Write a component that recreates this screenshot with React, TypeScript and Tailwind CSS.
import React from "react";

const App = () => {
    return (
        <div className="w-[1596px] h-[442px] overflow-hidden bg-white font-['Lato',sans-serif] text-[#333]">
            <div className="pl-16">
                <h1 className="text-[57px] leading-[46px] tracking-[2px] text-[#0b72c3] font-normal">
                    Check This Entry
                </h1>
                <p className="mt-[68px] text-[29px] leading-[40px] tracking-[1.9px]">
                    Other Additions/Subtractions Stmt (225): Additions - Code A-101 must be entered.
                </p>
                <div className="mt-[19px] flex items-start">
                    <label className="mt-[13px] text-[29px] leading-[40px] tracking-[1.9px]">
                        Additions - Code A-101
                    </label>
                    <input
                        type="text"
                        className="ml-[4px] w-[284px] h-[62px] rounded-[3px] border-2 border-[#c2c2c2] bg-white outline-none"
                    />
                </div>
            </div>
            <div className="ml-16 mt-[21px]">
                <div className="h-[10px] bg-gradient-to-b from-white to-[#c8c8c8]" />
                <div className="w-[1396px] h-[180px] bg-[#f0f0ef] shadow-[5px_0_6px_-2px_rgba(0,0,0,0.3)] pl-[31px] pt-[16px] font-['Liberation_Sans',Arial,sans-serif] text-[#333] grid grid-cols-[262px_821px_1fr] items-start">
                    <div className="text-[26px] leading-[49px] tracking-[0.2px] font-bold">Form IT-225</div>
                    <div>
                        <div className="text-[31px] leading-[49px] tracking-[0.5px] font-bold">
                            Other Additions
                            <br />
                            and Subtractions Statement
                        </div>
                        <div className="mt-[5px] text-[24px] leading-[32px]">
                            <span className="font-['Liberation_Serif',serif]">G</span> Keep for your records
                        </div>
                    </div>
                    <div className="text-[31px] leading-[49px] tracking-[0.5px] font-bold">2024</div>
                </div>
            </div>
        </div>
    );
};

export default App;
----------------
Do this
Set down, exactly as written, each line of the data from its opening line through the one containing "import React from". Output nothing more.

Expected answer
Write a component that recreates this screenshot with React, TypeScript and Tailwind CSS.
import React from "react";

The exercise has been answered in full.